— Begin —

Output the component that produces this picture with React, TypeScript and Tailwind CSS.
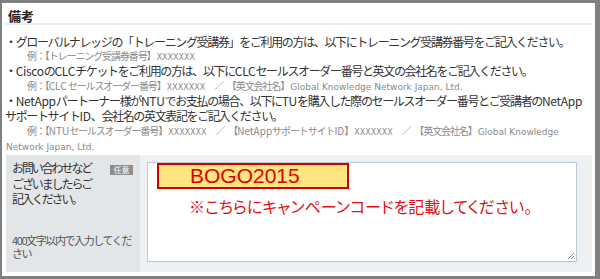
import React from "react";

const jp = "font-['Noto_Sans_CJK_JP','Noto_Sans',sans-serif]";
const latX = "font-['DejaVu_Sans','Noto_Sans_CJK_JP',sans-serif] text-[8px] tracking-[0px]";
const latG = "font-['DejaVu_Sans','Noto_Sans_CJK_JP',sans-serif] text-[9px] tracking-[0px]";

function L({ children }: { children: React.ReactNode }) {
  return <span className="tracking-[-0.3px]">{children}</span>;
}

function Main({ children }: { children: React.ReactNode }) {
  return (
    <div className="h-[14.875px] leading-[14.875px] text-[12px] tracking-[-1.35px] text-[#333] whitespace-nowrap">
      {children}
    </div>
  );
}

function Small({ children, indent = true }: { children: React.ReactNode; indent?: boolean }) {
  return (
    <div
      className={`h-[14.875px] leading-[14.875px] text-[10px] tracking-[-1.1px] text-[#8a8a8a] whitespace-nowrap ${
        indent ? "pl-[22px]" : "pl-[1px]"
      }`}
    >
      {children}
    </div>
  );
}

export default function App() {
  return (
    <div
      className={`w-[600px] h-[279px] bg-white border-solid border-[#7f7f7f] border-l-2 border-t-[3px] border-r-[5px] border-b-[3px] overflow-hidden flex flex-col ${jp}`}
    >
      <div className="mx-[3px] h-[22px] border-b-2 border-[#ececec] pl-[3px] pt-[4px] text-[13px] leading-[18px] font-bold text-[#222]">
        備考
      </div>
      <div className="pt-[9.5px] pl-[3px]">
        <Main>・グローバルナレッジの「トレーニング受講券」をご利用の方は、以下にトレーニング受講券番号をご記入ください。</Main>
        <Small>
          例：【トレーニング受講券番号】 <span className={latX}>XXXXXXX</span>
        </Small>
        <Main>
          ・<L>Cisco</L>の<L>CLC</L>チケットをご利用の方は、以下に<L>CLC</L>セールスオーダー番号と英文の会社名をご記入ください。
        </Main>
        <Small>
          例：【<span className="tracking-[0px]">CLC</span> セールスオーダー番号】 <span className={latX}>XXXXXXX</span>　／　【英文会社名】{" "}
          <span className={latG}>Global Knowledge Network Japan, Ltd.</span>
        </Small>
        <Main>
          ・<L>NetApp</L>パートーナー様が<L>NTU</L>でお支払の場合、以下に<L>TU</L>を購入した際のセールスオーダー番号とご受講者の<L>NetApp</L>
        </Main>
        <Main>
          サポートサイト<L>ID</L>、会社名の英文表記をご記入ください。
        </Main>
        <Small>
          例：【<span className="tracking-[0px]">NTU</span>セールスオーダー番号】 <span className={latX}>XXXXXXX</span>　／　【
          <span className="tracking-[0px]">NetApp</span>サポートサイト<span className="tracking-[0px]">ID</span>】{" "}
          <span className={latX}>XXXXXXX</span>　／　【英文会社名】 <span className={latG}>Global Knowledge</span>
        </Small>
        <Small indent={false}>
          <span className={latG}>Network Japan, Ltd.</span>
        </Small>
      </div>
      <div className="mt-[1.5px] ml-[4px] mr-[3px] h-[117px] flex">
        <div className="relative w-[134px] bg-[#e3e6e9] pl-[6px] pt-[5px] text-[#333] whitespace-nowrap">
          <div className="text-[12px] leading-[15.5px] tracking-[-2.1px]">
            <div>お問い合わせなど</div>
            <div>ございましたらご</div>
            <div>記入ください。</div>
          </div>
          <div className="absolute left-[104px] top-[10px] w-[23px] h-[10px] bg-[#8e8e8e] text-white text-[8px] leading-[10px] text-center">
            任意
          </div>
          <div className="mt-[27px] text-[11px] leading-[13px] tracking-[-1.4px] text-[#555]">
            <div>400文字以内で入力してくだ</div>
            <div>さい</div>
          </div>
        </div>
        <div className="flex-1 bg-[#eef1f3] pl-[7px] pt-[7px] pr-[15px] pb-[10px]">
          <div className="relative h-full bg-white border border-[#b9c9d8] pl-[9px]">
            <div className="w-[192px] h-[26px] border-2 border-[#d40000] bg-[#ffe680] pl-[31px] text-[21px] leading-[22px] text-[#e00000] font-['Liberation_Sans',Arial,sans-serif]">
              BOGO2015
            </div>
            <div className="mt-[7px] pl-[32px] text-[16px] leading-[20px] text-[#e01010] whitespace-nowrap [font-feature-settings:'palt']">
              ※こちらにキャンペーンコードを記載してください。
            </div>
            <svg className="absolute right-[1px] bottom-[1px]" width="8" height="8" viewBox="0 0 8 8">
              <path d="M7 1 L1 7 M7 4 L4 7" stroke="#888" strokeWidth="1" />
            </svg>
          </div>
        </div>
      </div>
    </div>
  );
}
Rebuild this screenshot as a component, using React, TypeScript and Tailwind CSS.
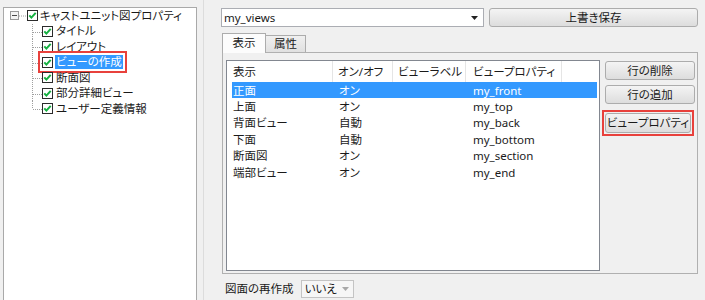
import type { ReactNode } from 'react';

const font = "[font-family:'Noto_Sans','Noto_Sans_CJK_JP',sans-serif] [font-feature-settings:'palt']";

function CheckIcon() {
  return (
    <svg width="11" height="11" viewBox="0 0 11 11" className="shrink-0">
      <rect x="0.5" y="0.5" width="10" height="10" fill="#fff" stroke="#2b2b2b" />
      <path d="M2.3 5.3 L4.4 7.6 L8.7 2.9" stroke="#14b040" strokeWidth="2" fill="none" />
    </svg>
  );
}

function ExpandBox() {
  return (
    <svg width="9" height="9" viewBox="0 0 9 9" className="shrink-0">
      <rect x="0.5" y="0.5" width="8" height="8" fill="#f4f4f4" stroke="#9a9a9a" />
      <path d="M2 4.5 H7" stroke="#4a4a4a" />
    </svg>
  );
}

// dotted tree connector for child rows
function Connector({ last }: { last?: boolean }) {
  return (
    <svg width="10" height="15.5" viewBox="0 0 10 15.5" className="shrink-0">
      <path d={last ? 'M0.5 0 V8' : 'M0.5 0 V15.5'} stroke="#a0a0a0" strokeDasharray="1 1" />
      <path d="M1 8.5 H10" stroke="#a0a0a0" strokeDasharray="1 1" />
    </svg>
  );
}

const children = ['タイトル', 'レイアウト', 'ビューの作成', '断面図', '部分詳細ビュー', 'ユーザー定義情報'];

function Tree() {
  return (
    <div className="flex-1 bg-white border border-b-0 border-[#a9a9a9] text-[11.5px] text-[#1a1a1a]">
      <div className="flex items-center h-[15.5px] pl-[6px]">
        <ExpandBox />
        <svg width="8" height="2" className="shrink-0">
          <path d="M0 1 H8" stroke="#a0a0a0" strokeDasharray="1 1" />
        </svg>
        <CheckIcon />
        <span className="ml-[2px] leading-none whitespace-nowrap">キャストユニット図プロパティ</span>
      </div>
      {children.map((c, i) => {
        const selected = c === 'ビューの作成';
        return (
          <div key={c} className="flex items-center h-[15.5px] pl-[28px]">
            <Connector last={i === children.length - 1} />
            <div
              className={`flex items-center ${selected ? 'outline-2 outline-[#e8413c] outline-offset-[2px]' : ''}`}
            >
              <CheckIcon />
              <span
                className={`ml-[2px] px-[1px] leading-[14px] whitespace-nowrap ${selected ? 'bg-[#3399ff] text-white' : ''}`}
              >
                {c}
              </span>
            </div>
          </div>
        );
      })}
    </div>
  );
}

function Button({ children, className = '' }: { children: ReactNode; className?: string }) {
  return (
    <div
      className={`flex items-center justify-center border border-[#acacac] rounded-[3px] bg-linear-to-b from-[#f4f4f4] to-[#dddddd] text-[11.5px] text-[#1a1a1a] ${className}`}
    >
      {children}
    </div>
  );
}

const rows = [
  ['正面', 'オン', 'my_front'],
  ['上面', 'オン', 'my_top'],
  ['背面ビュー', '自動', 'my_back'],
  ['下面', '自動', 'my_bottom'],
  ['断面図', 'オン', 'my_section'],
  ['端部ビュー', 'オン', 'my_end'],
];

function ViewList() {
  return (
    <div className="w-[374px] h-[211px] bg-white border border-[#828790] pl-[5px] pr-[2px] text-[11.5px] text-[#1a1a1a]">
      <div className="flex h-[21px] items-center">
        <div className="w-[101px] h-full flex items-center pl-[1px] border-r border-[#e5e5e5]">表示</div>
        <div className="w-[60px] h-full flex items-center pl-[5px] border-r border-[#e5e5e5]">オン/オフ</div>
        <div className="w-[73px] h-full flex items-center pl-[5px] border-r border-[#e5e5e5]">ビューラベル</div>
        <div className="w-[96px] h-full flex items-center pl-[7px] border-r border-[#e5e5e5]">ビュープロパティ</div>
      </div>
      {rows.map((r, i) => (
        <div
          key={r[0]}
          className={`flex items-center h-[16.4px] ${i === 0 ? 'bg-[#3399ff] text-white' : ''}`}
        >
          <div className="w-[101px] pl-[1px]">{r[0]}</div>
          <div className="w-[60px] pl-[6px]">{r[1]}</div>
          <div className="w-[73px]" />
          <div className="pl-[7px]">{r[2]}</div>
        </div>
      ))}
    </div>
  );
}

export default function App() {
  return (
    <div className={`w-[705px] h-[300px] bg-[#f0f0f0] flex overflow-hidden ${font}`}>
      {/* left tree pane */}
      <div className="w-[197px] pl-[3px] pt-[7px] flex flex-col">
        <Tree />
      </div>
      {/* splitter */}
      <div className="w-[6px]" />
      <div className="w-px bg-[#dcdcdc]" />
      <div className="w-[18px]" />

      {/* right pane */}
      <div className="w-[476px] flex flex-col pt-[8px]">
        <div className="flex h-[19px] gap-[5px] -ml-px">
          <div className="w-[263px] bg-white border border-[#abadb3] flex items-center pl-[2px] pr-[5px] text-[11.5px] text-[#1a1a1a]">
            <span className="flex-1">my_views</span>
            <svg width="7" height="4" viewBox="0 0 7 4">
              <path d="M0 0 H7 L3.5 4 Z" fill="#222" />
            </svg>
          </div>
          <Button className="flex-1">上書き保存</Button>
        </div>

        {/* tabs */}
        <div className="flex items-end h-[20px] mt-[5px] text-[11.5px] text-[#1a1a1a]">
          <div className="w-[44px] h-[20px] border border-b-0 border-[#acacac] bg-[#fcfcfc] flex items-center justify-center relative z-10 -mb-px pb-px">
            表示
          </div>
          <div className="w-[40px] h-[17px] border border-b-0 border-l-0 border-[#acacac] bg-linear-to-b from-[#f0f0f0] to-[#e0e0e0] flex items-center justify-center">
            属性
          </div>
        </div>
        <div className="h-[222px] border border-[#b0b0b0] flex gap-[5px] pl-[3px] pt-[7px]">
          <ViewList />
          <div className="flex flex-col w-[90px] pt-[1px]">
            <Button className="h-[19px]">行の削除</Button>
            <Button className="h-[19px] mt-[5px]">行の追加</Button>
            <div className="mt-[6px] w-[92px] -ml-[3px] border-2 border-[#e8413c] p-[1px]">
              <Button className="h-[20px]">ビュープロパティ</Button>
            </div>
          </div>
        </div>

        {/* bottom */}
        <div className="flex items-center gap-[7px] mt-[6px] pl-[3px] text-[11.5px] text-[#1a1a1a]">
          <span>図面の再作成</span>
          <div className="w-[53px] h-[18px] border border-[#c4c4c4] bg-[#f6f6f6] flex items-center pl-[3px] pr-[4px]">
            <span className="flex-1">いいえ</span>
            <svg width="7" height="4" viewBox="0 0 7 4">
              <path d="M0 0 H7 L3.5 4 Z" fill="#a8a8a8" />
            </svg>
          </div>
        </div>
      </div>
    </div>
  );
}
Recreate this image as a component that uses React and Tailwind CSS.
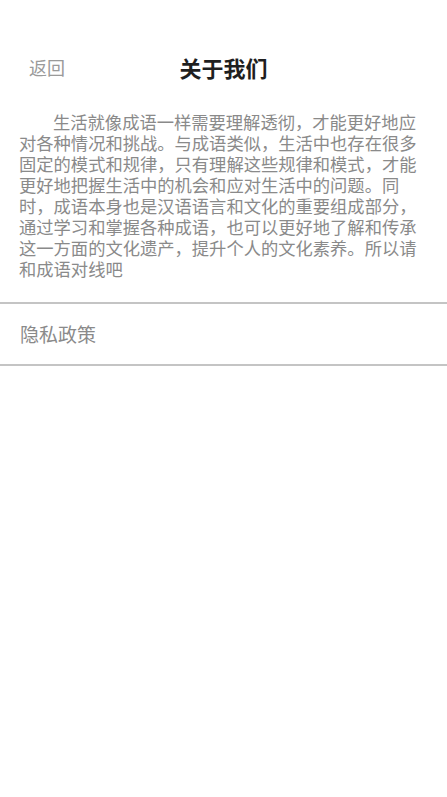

— End —

Copy out the listing above from the line containing "Rebuild this screenshot" to the line containing "['タイトル', 'レイアウト', 'ビューの作成', '断面図', '部分詳細ビュー', 'ユーザー定義情報'];", both included, exactly as written and minus the images.

Rebuild this screenshot as a component, using React, TypeScript and Tailwind CSS.
import type { ReactNode } from 'react';

const font = "[font-family:'Noto_Sans','Noto_Sans_CJK_JP',sans-serif] [font-feature-settings:'palt']";

function CheckIcon() {
  return (
    <svg width="11" height="11" viewBox="0 0 11 11" className="shrink-0">
      <rect x="0.5" y="0.5" width="10" height="10" fill="#fff" stroke="#2b2b2b" />
      <path d="M2.3 5.3 L4.4 7.6 L8.7 2.9" stroke="#14b040" strokeWidth="2" fill="none" />
    </svg>
  );
}

function ExpandBox() {
  return (
    <svg width="9" height="9" viewBox="0 0 9 9" className="shrink-0">
      <rect x="0.5" y="0.5" width="8" height="8" fill="#f4f4f4" stroke="#9a9a9a" />
      <path d="M2 4.5 H7" stroke="#4a4a4a" />
    </svg>
  );
}

// dotted tree connector for child rows
function Connector({ last }: { last?: boolean }) {
  return (
    <svg width="10" height="15.5" viewBox="0 0 10 15.5" className="shrink-0">
      <path d={last ? 'M0.5 0 V8' : 'M0.5 0 V15.5'} stroke="#a0a0a0" strokeDasharray="1 1" />
      <path d="M1 8.5 H10" stroke="#a0a0a0" strokeDasharray="1 1" />
    </svg>
  );
}

const children = ['タイトル', 'レイアウト', 'ビューの作成', '断面図', '部分詳細ビュー', 'ユーザー定義情報'];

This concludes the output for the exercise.